___ Data section

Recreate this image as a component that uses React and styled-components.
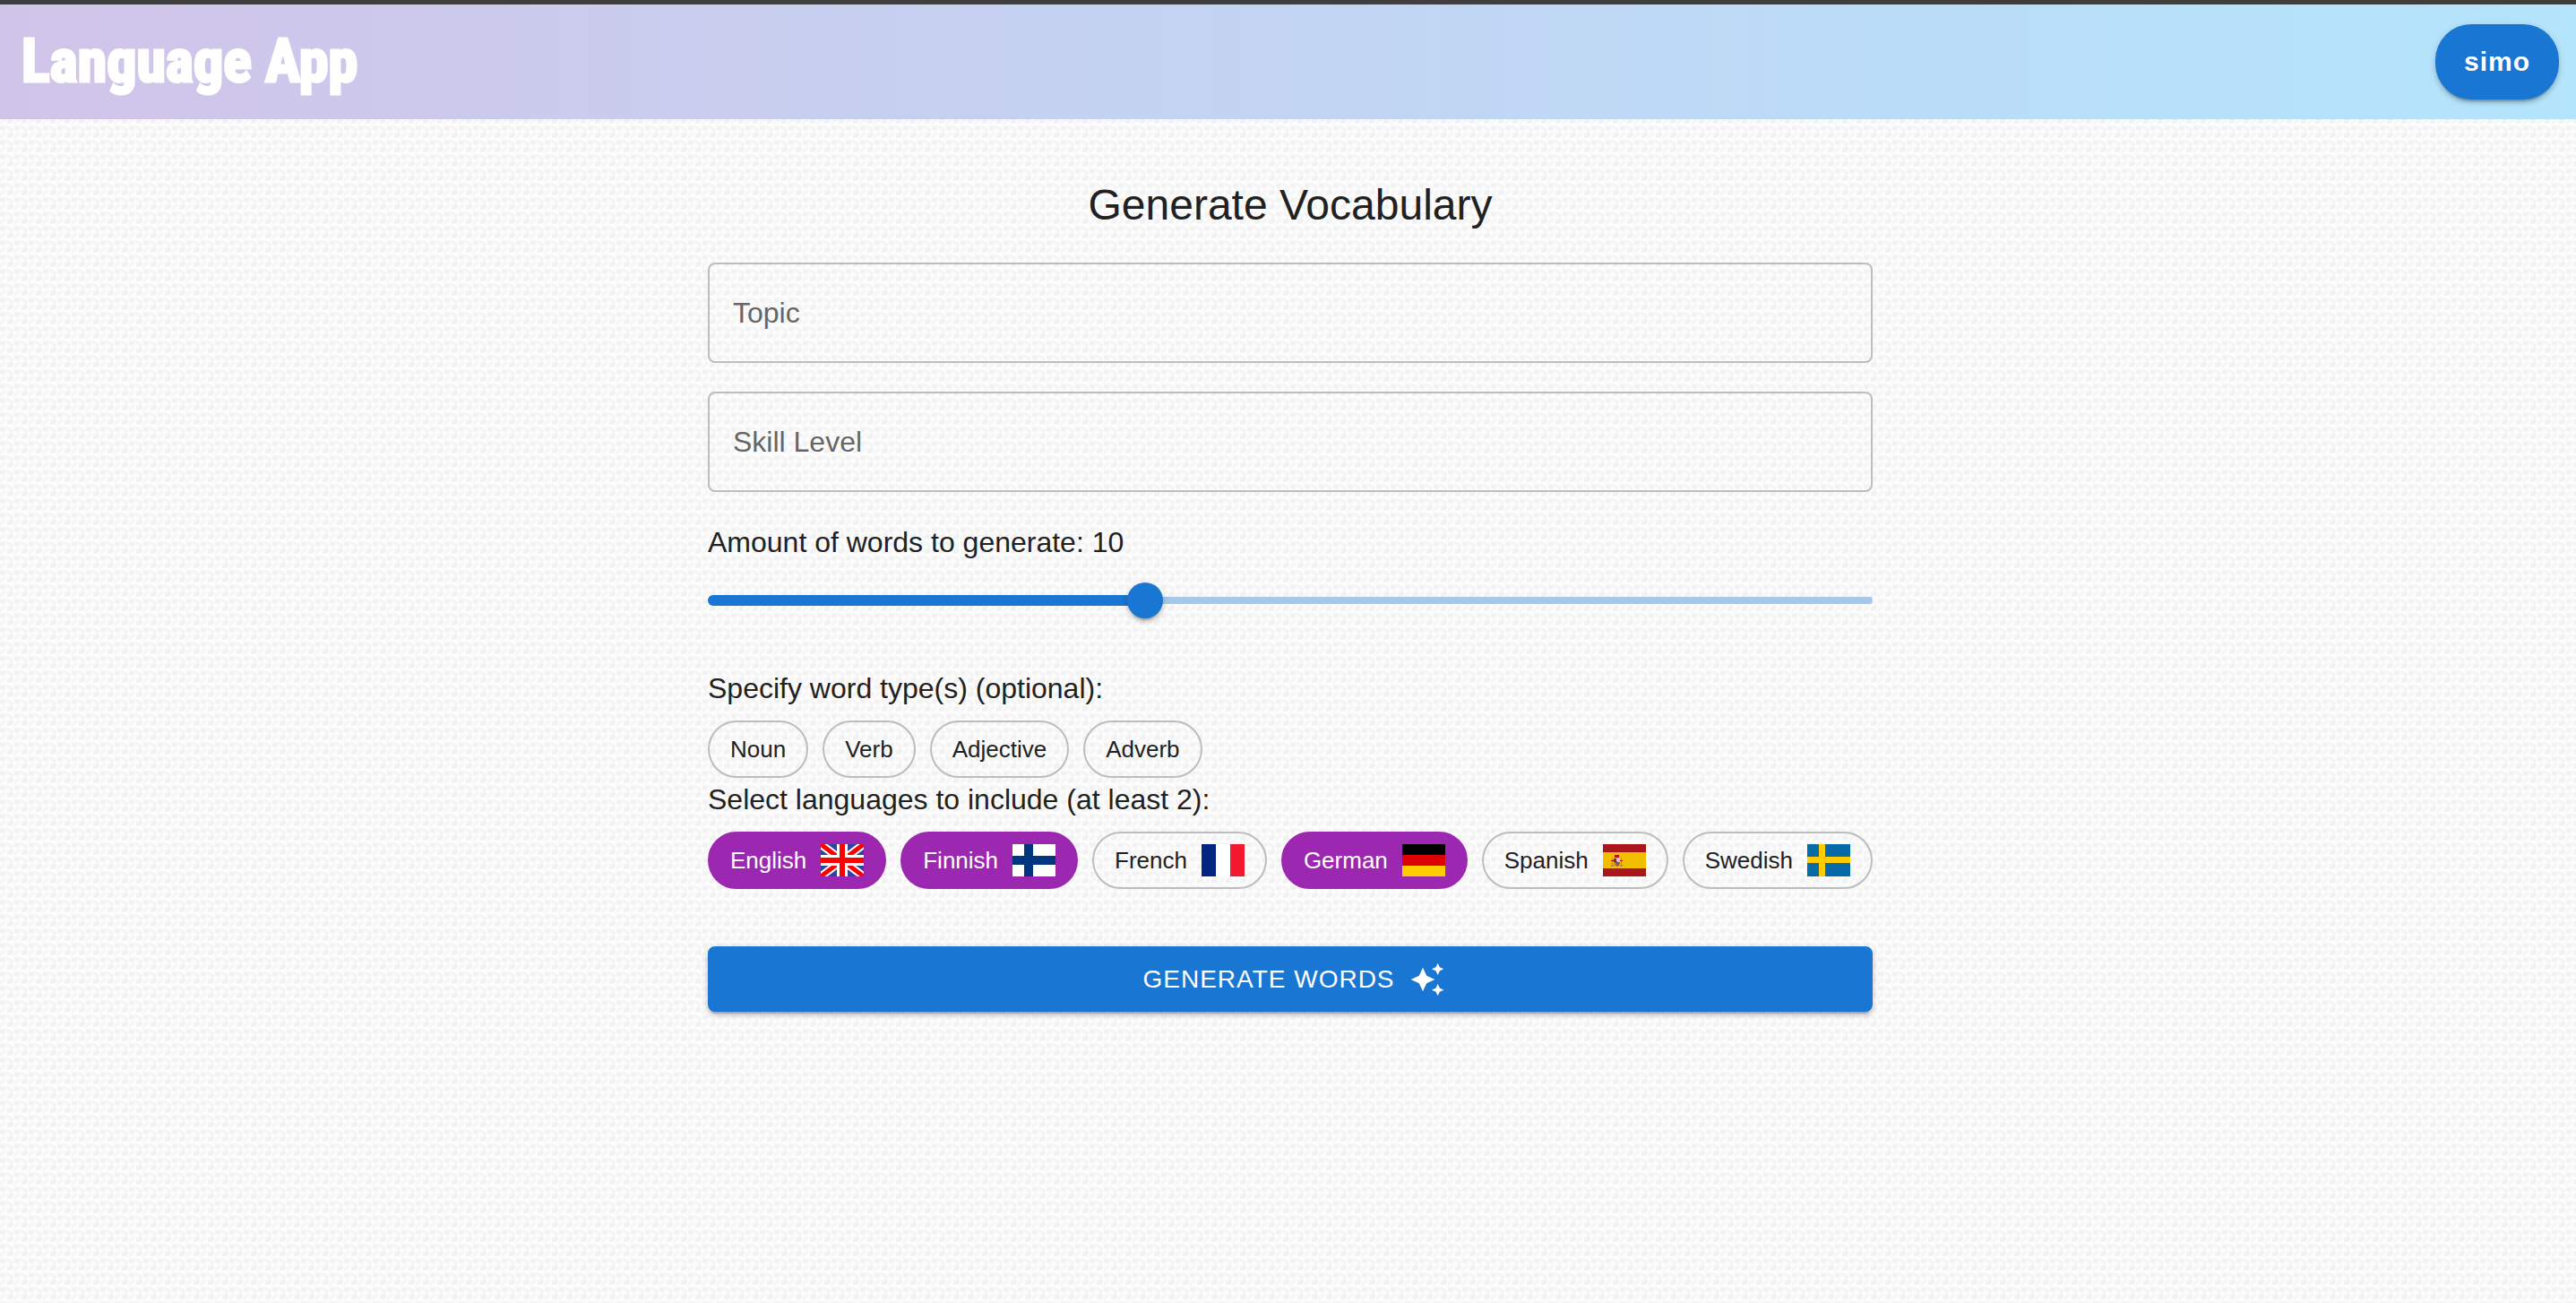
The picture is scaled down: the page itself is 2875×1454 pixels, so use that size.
import React, { useState } from "react";
import styled, { createGlobalStyle } from "styled-components";

const knit = encodeURIComponent(
  `<svg xmlns="http://www.w3.org/2000/svg" width="16" height="16"><rect width="16" height="16" fill="#fcfcfc"/><g fill="none" stroke="#f5f5f5" stroke-width="3"><path d="M8 1L14 6M0 14L6 8"/></g><path fill="#f2f2f2" d="M0 0L3 1L6 0L7 3L3 7L0 4ZM8 14L8 10L12 7L15 9L14 14L11 13Z"/></svg>`
);

const GlobalStyle = createGlobalStyle`
  *, *::before, *::after { box-sizing: border-box; }
  body {
    margin: 0;
    min-height: 100vh;
    color: #212121;
    font-family: "Liberation Sans", Arial, sans-serif;
    background: #fafafa url("data:image/svg+xml,${knit}") 0 12px;
  }
  button, input { font: inherit; }
`;

const raised = "0 6px 2px -4px rgba(0,0,0,.2), 0 4px 4px rgba(0,0,0,.14), 0 2px 10px rgba(0,0,0,.12)";

const Header = styled.header`
  display: flex;
  align-items: center;
  justify-content: space-between;
  height: 133px;
  padding: 0 19px 0 24px;
  border-top: 5px solid #3e3e3e;
  background: linear-gradient(90deg, #d1c4e9, #b3e5fc);
`;

const Brand = styled.a`
  color: #fff;
  font: bold 66px/80px Impact, "Roboto Condensed", "Liberation Sans", sans-serif;
  text-decoration: none;
  -webkit-text-stroke: 3px #fff;
`;

const UserButton = styled.button`
  height: 84px;
  padding: 0 32px;
  border: 0;
  border-radius: 40px;
  color: #fff;
  background: #1976d2;
  box-shadow: ${raised};
  font-size: 30px;
  font-weight: bold;
  letter-spacing: 1px;
`;

const Main = styled.main`
  display: flex;
  justify-content: center;
  padding: 64px 0 64px 5px;
`;

const Form = styled.form`
  display: flex;
  flex-direction: column;
  width: 100%;
  max-width: 1300px;
`;

const Title = styled.h1`
  margin: 0 0 32px;
  font-size: 48px;
  font-weight: 400;
  line-height: 64px;
  text-align: center;
`;

const FieldBox = styled.div`
  display: grid;
  align-items: center;
  height: 112px;
  margin-bottom: 32px;
  border: 2px solid #bdbdbd;
  border-radius: 8px;
  font-size: 32px;
  > * { grid-area: 1 / 1; }
`;

const FieldLabel = styled.label`
  padding: 0 26px;
  color: #666;
  pointer-events: none;
`;

const FieldInput = styled.input`
  width: 100%;
  height: 100%;
  padding: 0 26px;
  border: 0;
  outline: 0;
  background: transparent;
  &:not(:placeholder-shown) + label { visibility: hidden; }
`;

const Caption = styled.div`
  font-size: 32px;
  line-height: 48px;
`;

const Rail = styled.div`
  height: 12px;
  margin: 35px 0 68px;
  border-radius: 6px;
  background:
    linear-gradient(#1976d2, #1976d2) left center / var(--filled) 12px no-repeat,
    linear-gradient(#a6c8eb, #a6c8eb) left center / 100% 8px no-repeat;
`;

const Range = styled.input`
  display: block;
  width: calc(100% + 40px);
  height: 40px;
  margin: 0 -20px;
  appearance: none;
  background: transparent;
  transform: translateY(-14px);
  &::-webkit-slider-thumb {
    appearance: none;
    width: 40px;
    height: 40px;
    border-radius: 50%;
    background: #1976d2;
    box-shadow: ${raised};
  }
`;

const ChipRow = styled.div`
  display: flex;
  flex-wrap: wrap;
  justify-content: ${(p) => (p.$spread ? "space-between" : "flex-start")};
  gap: 12px ${(p) => (p.$spread ? "12px" : "16px")};
  margin-top: 12px;
`;

const ChipButton = styled.button`
  display: flex;
  align-items: center;
  gap: 16px;
  height: 64px;
  padding: 0 23px;
  border: 2px solid ${(p) => (p.$on ? "#9c27b0" : "#bdbdbd")};
  border-radius: 32px;
  color: ${(p) => (p.$on ? "#fff" : "#212121")};
  background: ${(p) => (p.$on ? "#9c27b0" : "transparent")};
  font-size: 26px;
`;

const FlagArt = styled.svg`
  display: block;
  width: 48px;
  height: 36px;
`;

const Submit = styled.button`
  display: flex;
  align-items: center;
  justify-content: center;
  gap: 16px;
  height: 73px;
  margin-top: 64px;
  border: 0;
  border-radius: 8px;
  color: #fff;
  background: #1976d2;
  box-shadow: ${raised};
  font-size: 28px;
  letter-spacing: 1px;
  text-transform: uppercase;
`;

const SparkleArt = styled.svg`
  width: 40px;
  height: 40px;
  margin-right: -8px;
  fill: currentColor;
`;

const flags = {
  English: (
    <>
      <path fill="#2e42a5" d="M0 0h48v36H0z" />
      <path stroke="#fff" strokeWidth="9" d="M0 0l48 36M48 0L0 36" />
      <path stroke="#f00" strokeWidth="5" d="M0 0l48 36M48 0L0 36" />
      <path fill="#fff" d="M18 0h12v36H18zM0 12h48v12H0z" />
      <path fill="#f00" d="M21 0h6v36h-6zM0 15h48v6H0z" />
    </>
  ),
  Finnish: (
    <>
      <path fill="#fff" d="M0 0h48v36H0z" />
      <path fill="#003580" d="M13 0h10v36H13zM0 13h48v10H0z" />
    </>
  ),
  French: (
    <>
      <path fill="#fff" d="M0 0h48v36H0z" />
      <path fill="#00267f" d="M0 0h16v36H0z" />
      <path fill="#f31830" d="M32 0h16v36H32z" />
    </>
  ),
  German: (
    <>
      <path d="M0 0h48v12H0z" />
      <path fill="#d00" d="M0 12h48v12H0z" />
      <path fill="#ffce00" d="M0 24h48v12H0z" />
    </>
  ),
  Spanish: (
    <>
      <path fill="#aa151b" d="M0 0h48v36H0z" />
      <path fill="#f1bf00" d="M0 9h48v18H0z" />
      <path fill="#a88c59" d="M10 15h1v9h-1zM20 15h1v9h-1zM9 23h3v2H9zM19 23h3v2h-3z" />
      <path fill="#ad1519" d="M13 12h5v3h-5zM9 18h3v1H9zM19 18h3v1h-3zM12 16h3v4h-3z" />
      <path fill="#ccc" d="M15 16h4v4h-4z" />
      <path fill="#c8742f" d="M12 20h3v4h-2z" />
      <path fill="#9d4b4b" d="M15 20h4l-1 4-3 1z" />
      <circle cx="15" cy="20" r="1" fill="#005bbf" />
    </>
  ),
  Swedish: (
    <>
      <path fill="#066aa7" d="M0 0h48v36H0z" />
      <path fill="#fecc00" d="M13 0h7v36h-7zM0 14h48v7H0z" />
    </>
  ),
};

function Field({ id, label }) {
  return (
    <FieldBox>
      <FieldInput id={id} type="text" placeholder=" " />
      <FieldLabel htmlFor={id}>{label}</FieldLabel>
    </FieldBox>
  );
}

function Chips({ options, selected, onToggle, withFlags }) {
  return (
    <ChipRow $spread={withFlags}>
      {options.map((name) => {
        const on = selected.includes(name);
        return (
          <ChipButton key={name} type="button" $on={on} aria-pressed={on} onClick={() => onToggle(name)}>
            {name}
            {withFlags && (
              <FlagArt viewBox="0 0 48 36" aria-hidden="true">
                {flags[name]}
              </FlagArt>
            )}
          </ChipButton>
        );
      })}
    </ChipRow>
  );
}

const toggle = (list, name) => (list.includes(name) ? list.filter((n) => n !== name) : [...list, name]);

const MIN = 1;
const MAX = 25;

export default function App() {
  const [amount, setAmount] = useState(10);
  const [types, setTypes] = useState([]);
  const [languages, setLanguages] = useState(["English", "Finnish", "German"]);

  return (
    <>
      <GlobalStyle />
      <Header>
        <Brand href="#">Language App</Brand>
        <UserButton type="button">simo</UserButton>
      </Header>
      <Main>
        <Form onSubmit={(e) => e.preventDefault()}>
          <Title>Generate Vocabulary</Title>
          <Field id="topic" label="Topic" />
          <Field id="skill" label="Skill Level" />
          <Caption as="label" htmlFor="amount">
            Amount of words to generate: {amount}
          </Caption>
          <Rail style={{ "--filled": `${((amount - MIN) / (MAX - MIN)) * 100}%` }}>
            <Range
              id="amount"
              type="range"
              min={MIN}
              max={MAX}
              value={amount}
              onChange={(e) => setAmount(Number(e.target.value))}
            />
          </Rail>
          <Caption>Specify word type(s) (optional):</Caption>
          <Chips
            options={["Noun", "Verb", "Adjective", "Adverb"]}
            selected={types}
            onToggle={(n) => setTypes(toggle(types, n))}
          />
          <Caption>Select languages to include (at least 2):</Caption>
          <Chips
            withFlags
            options={Object.keys(flags)}
            selected={languages}
            onToggle={(n) => setLanguages(toggle(languages, n))}
          />
          <Submit type="submit">
            Generate words
            <SparkleArt viewBox="0 0 24 24" aria-hidden="true">
              <path d="m19 9 1.25-2.75L23 5l-2.75-1.25L19 1l-1.25 2.75L15 5l2.75 1.25L19 9zm-7.500.5L9 4 6.500 9.500 1 12l5.500 2.500L9 20l2.500-5.500L17 12l-5.500-2.500zM19 15l-1.250 2.750L15 19l2.750 1.250L19 23l1.250-2.750L23 19l-2.750-1.250L19 15z" />
            </SparkleArt>
          </Submit>
        </Form>
      </Main>
    </>
  );
}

______

**What you need to do**
Copy each line of the preceding data that contains the string "image".

**Expected answer**
Recreate this image as a component that uses React and styled-components.
    background: #fafafa url("data:image/svg+xml,${knit}") 0 12px;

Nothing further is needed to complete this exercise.